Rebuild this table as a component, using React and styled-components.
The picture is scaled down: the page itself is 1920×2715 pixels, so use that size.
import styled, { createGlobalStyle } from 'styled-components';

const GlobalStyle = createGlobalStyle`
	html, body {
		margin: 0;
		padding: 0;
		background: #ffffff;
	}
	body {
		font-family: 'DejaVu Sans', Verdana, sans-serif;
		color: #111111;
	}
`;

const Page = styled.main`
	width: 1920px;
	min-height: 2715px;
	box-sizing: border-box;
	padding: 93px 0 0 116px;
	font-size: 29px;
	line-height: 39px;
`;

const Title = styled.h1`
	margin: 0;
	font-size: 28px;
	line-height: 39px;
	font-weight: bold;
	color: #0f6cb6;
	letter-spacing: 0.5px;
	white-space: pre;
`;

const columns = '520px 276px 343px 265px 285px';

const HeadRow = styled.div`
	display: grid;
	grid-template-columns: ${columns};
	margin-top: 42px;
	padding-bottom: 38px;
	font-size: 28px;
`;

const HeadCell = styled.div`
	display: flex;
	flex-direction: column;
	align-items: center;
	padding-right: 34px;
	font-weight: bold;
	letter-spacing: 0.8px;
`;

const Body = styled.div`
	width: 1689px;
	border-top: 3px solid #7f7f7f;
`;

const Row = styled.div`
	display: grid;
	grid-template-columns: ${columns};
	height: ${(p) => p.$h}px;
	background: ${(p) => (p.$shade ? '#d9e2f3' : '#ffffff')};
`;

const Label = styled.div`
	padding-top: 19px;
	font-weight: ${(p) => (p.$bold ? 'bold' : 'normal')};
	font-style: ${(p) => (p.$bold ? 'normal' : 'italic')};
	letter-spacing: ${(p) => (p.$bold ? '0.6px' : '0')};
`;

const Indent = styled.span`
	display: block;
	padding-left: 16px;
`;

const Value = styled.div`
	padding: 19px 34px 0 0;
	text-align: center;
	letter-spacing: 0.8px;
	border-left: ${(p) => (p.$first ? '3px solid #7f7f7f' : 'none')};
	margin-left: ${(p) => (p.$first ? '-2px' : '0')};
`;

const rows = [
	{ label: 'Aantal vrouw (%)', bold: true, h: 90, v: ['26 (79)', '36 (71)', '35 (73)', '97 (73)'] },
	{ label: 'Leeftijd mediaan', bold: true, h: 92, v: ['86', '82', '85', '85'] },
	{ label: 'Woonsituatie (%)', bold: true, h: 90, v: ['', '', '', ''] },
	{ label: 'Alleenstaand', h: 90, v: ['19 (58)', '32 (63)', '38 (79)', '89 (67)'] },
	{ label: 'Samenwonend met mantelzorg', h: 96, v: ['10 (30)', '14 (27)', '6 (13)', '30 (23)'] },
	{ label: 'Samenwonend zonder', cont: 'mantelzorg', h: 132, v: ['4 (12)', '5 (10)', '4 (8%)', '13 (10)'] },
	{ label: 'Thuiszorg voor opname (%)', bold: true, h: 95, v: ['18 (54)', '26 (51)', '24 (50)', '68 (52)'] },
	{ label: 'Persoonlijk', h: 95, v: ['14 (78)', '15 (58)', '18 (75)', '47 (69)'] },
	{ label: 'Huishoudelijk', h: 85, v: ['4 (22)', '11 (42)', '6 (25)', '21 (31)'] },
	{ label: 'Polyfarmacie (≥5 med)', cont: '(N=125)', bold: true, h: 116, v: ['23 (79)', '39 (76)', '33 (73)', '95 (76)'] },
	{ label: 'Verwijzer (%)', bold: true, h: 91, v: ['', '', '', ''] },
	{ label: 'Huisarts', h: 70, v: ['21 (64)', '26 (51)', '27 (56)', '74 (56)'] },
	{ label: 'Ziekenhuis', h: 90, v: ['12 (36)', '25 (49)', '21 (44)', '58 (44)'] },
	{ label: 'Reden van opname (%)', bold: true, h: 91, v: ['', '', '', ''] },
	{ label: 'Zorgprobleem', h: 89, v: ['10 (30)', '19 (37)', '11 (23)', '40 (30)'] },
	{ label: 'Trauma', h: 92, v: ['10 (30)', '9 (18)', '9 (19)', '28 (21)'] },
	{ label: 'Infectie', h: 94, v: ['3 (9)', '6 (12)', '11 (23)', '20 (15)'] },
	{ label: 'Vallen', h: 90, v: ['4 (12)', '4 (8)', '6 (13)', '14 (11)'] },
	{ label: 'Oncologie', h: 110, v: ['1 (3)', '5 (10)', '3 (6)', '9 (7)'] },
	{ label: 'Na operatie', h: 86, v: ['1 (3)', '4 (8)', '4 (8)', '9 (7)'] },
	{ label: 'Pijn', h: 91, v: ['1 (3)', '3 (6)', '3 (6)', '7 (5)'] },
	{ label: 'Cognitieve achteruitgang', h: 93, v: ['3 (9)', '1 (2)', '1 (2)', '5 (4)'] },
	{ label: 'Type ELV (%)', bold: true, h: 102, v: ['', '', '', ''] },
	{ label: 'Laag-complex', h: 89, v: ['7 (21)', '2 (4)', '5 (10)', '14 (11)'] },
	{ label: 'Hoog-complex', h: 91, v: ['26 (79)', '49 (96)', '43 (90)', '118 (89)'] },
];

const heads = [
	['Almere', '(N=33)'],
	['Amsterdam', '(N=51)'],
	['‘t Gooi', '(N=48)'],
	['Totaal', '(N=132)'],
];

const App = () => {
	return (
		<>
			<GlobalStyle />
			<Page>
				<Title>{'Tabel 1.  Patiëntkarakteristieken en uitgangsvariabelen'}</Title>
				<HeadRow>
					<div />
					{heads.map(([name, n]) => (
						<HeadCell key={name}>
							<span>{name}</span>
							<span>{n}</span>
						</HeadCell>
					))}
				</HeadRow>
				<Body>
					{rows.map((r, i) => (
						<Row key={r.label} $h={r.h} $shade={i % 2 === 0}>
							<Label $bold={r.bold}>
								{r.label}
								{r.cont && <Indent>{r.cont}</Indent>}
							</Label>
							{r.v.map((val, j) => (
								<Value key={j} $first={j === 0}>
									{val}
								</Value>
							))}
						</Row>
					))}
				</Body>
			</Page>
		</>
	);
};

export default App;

☆ ☆ ☆

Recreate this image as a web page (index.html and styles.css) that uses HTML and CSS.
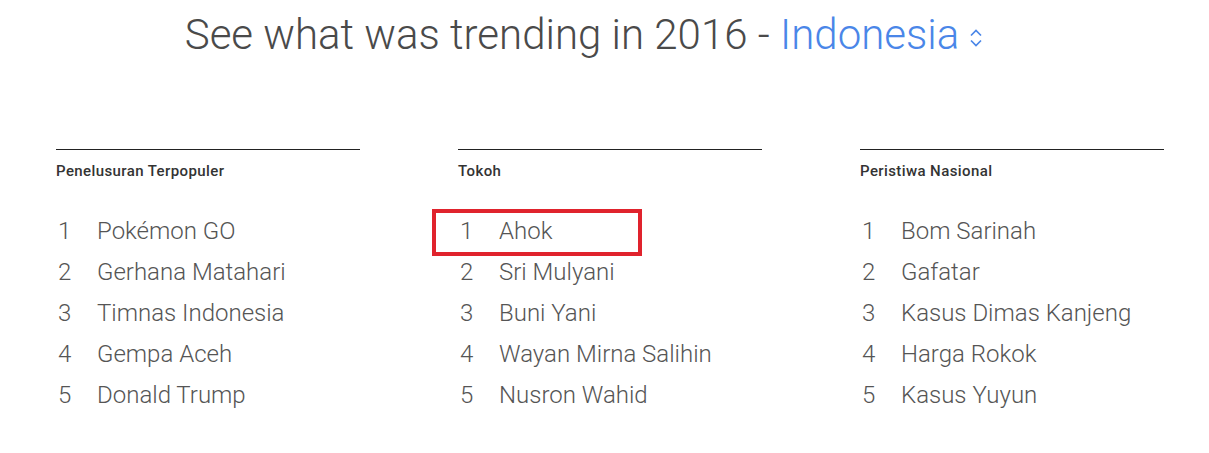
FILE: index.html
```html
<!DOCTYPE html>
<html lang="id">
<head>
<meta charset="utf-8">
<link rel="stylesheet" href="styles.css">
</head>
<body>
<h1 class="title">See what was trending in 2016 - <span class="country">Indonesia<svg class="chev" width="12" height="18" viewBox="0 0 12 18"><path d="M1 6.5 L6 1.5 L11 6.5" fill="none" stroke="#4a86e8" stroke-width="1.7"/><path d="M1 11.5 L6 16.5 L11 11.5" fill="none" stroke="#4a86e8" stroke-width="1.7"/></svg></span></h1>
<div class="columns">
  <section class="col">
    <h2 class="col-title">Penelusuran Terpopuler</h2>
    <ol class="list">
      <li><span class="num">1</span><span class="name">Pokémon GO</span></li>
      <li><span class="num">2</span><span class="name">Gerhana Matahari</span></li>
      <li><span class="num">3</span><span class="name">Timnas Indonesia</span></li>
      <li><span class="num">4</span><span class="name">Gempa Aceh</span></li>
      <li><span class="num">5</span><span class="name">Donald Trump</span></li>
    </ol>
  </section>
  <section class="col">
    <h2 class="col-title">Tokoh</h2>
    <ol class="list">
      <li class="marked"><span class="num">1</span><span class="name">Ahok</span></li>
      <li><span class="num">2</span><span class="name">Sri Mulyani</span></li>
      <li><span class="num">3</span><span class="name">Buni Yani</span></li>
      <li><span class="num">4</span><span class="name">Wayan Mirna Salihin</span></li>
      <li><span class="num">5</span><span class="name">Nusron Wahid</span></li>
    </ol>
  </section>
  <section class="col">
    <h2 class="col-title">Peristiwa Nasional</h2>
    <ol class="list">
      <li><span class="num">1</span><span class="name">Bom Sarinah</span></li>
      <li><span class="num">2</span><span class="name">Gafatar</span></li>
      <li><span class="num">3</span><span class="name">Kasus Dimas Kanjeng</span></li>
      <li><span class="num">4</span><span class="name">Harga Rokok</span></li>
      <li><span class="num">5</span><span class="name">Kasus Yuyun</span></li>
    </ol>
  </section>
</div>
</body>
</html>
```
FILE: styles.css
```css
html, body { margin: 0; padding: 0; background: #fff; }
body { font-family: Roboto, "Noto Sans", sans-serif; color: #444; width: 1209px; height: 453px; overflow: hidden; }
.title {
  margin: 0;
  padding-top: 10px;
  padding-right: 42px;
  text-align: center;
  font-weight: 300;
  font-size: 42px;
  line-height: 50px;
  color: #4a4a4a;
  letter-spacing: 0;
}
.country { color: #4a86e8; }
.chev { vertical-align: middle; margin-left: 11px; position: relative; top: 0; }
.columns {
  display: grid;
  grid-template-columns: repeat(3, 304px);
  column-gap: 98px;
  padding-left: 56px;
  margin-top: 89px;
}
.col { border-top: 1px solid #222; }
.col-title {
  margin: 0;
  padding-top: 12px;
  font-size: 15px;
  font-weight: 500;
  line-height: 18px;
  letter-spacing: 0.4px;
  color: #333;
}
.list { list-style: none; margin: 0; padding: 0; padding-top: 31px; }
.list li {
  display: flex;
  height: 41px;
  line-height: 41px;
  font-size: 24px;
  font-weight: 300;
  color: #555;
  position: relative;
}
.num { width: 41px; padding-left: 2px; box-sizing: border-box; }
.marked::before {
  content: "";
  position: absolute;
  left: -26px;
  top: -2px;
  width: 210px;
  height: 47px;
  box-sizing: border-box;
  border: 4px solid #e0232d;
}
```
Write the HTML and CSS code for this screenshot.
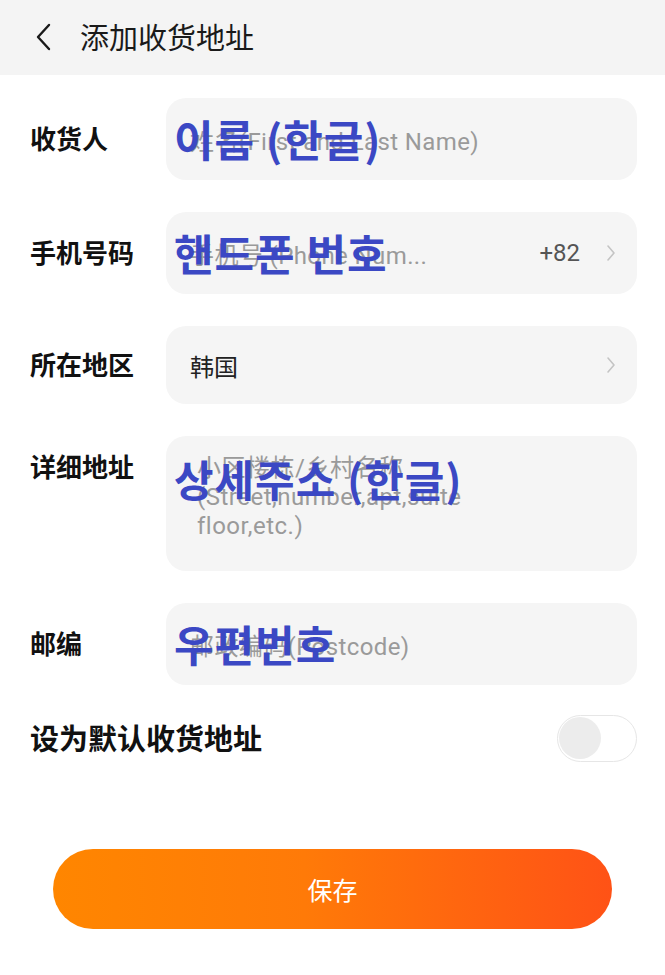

☆ ☆ ☆

WHAT YOU ARE ASKED TO DO » Within the material above, transcribe exactly the lines that run from the line holding "Rebuild this table" through the line holding "const columns = '520px".

EXERCISE ANSWER »
Rebuild this table as a component, using React and styled-components.
The picture is scaled down: the page itself is 1920×2715 pixels, so use that size.
import styled, { createGlobalStyle } from 'styled-components';

const GlobalStyle = createGlobalStyle`
	html, body {
		margin: 0;
		padding: 0;
		background: #ffffff;
	}
	body {
		font-family: 'DejaVu Sans', Verdana, sans-serif;
		color: #111111;
	}
`;

const Page = styled.main`
	width: 1920px;
	min-height: 2715px;
	box-sizing: border-box;
	padding: 93px 0 0 116px;
	font-size: 29px;
	line-height: 39px;
`;

const Title = styled.h1`
	margin: 0;
	font-size: 28px;
	line-height: 39px;
	font-weight: bold;
	color: #0f6cb6;
	letter-spacing: 0.5px;
	white-space: pre;
`;

const columns = '520px 276px 343px 265px 285px';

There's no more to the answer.